CGI Trailers: A Complete Waste Of Time

CGI Trailers Suck

The trend is annoying. It’s deceptive. It’s insulting to my intelligence. And sadly, it shows no signs of ever coming to an end. I am speaking, of course, about the video game industry’s constant use of CGI (computer generated imagery) trailers.

My disgust for this practice has been sloshing around inside my head for a while now, but the issue really peaked for me back in 2006, when Sony unveiled supposed in-game footage of Killzone 2, which later turned out to be a CGI trailer. There was a lot of backlash over this, and I agree with all of it – it pointed out both how tempting it can be for game companies to deceive the public with CGI, and how easy it can actually be when our game systems are almost capable of producing such visuals anyway.

Imagine you’re putting together an awesome movie. It finally comes time in production to get the word out and get people excited for the upcoming film. Your press agent asks for some promotional materials to show people… what would you give them? Would you create a video of animated characters and special effects, completely unlike the visual style of your film?

Of course not – it’s ridiculous to even suggest it. But if you were working on a game instead of a movie, you’d probably come to the (erroneous) conclusion that as long as it’s generated by computers somehow, it should pass for a good way to show off your game.

I find this trend annoying because, when I hear about a new game, I want to see what it looks like. If I watch a commercial or download a trailer, I want to see the game in action to get a feel for how it will play, how good the graphics are, etc. The last thing I want is a CGI trailer that gives absolutely no clear idea of what the game is about. What good does that do?

My other main beef with CGI trailers is the fact that I sometimes get the sense that they are meant to masquerade as real game footage, and the deceptiveness of this disgusts me. As game graphics get better and our systems become more advanced, the line between CGI and real-time rendering is getting blurrier. So not only does it sometimes seem pointless for a studio to release CGI when real game footage would be just as good, it also makes the CGI route seem like studios just want the public to think their game will look better than it does. For gamers, this isn’t usually much of a problem – people who are used to viewing game graphics and computer-generated videos can usually tell the difference between the two – but it is still a very low-class thing to do, in my opinion, and just serves to confuse people who aren’t dedicated game-players.

In the end, I suppose my complaints don’t hold a heck of a lot of weight, considering the games industry has been in constant growth for many years, despite the rampant use of CGI trailers. Pre-rendered computer-generated videos definitely have a place in there somewhere, but I really think that publishers / developers should always try to show real footage first. I know that sometimes it’s important to get PR materials out the door, in order to generate buzz for upcoming games, but if they just took a little extra time to polish existing videos and screenshots of the actual game, they’d be doing both themselves and their fans a favor.

And I’d have one less thing to complain about.


  1. xot - Over a year ago

    You observations are right on the money, Marty.
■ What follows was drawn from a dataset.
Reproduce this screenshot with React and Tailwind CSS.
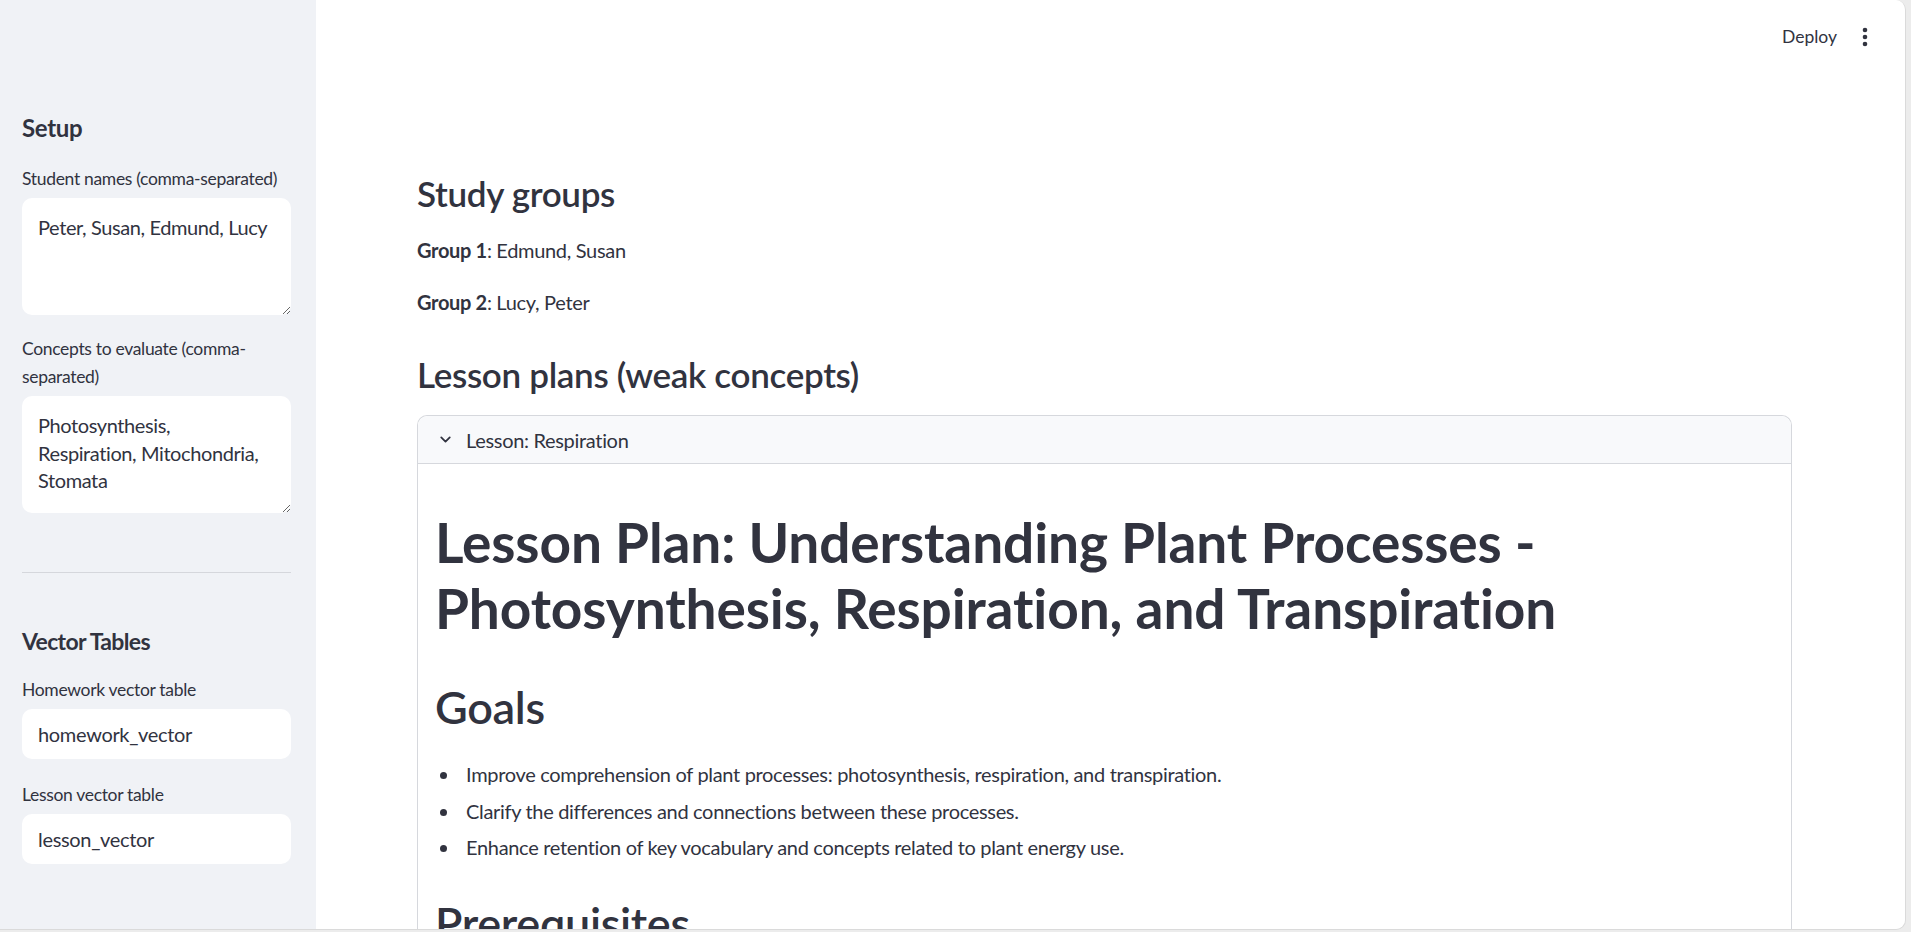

I’m just as fed up as you about this kind of (I’ll say it) deceptive marketing. A few years ago, it didn’t matter, the CGI cut-scenes / marketing was obviously not possible as game play on the consoles of the day. Today, with console makers promising interactive Pixar-quality visuals, they need to be held to a higher standard of truthfulness in their advertising because much of the CGI fakery seems utterly plausible to the non-expert. The infamous “target renders” presented for the then-unreleased PS3 and X360 consoles are the worst kind of deception because they were unequivocally passed off as game play footage.
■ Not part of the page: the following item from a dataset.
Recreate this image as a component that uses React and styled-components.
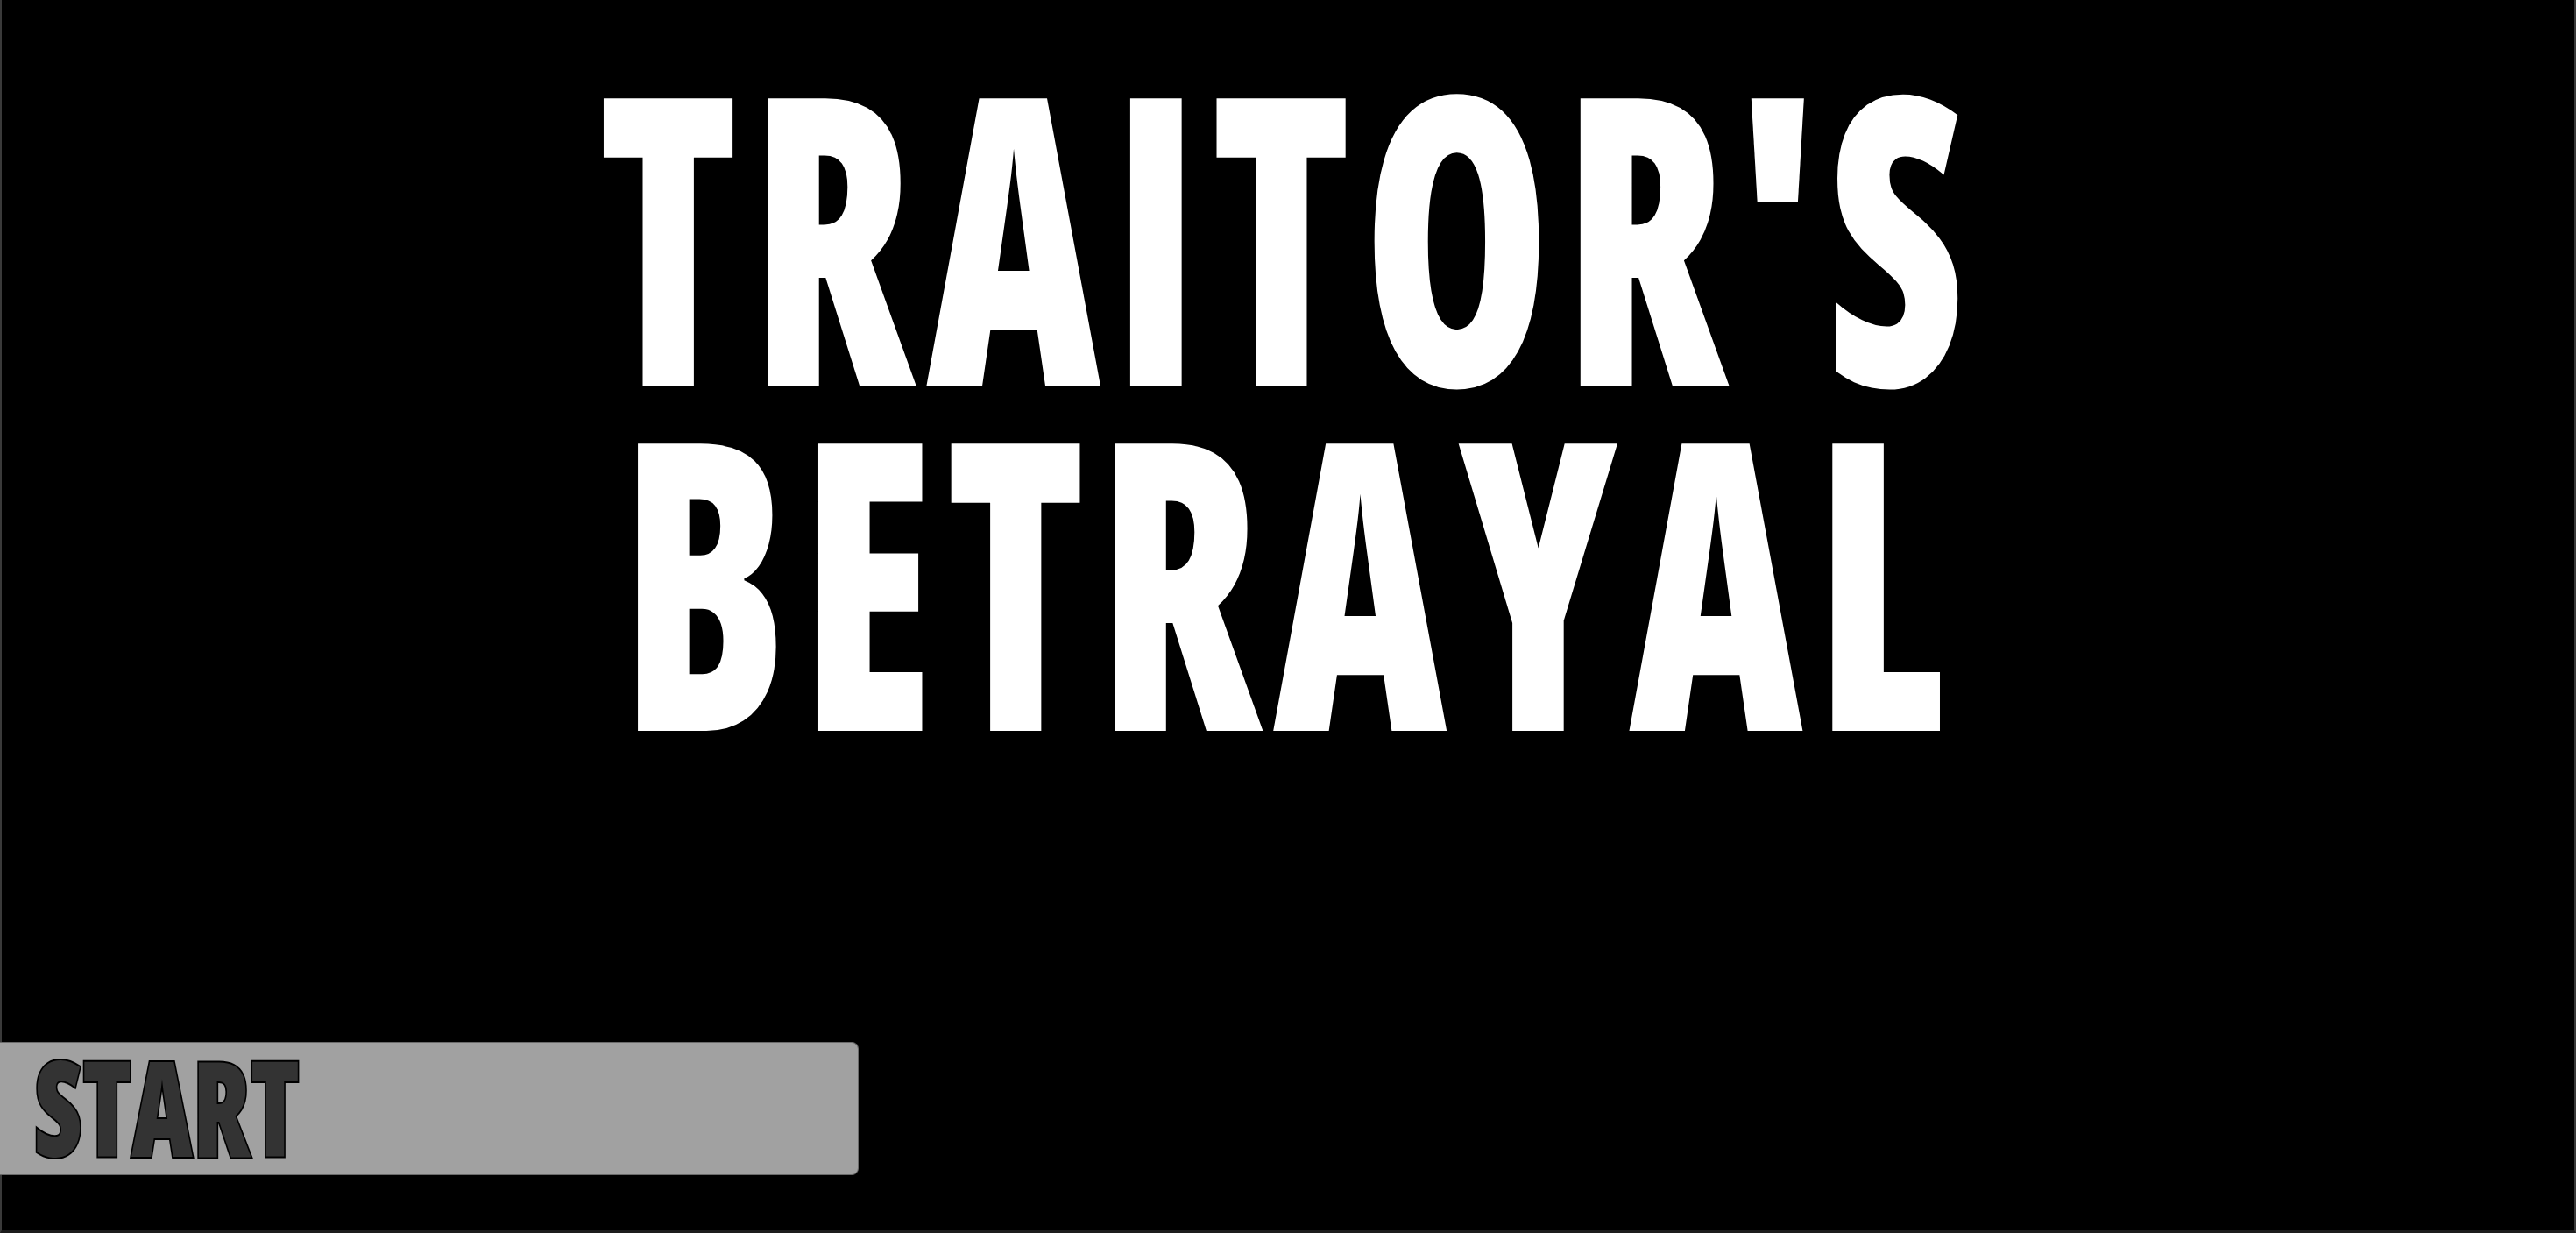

    I think you might be going a little too easy on Hollywood as well. How many times have we seen a trailer for a film that was nothing like the film we saw? How many people went to see Sweeney Todd without knowing it was a musical? The reality is, it was carefully marketed to hide that fact because musicals are death at the box office. And to hit upon your specific scenario, the film Spider-Man was marketed with a highly deceptive CGI sequence involving a web-swinging helicopter escape amid the World Trade Center, something that was never intended for the final film.

    The game industry is making a huge mistake if they continue this practice. They are fostering consumer distrust and resentment which will bite them square in the ass as consumers become more cautious and less impulsive at the retail channel.

  2. FredFredrickson - Over a year ago

    Excellent points, Xot… I agree with everything you said.

    I was really hoping that with this generation of consoles / DX10 powered PC games, we’d finally be seeing some game footage, or at least some in-engine renders for commercials, but so far, I have been sorely disappointed.

    There have been a few steps forward though; I was pleased to see that the Gear of War commercial was all done in the game engine itself, but since the cinematic featured a scenario that wasn’t in the game, the same misrepresentation remains.

    Still, I personally can’t understand why a developer wouldn’t insist on using real footage – especially since so many studios these days put out such amazing work, and are (hopefully) proud of what they’ve done. At this point in the evolution of games, it just seems that the graphics speak for themselves.

    But anyway, again, some excellent points made, including those about Hollywood. Glad you remembered the Spider Man movie too (another Sony production… coincidence?). I’ve been duped by movie trailers myself so much so that I usually read the synopsis and multiple reviews before even considering seeing most films in theater. It’s the safest way to go!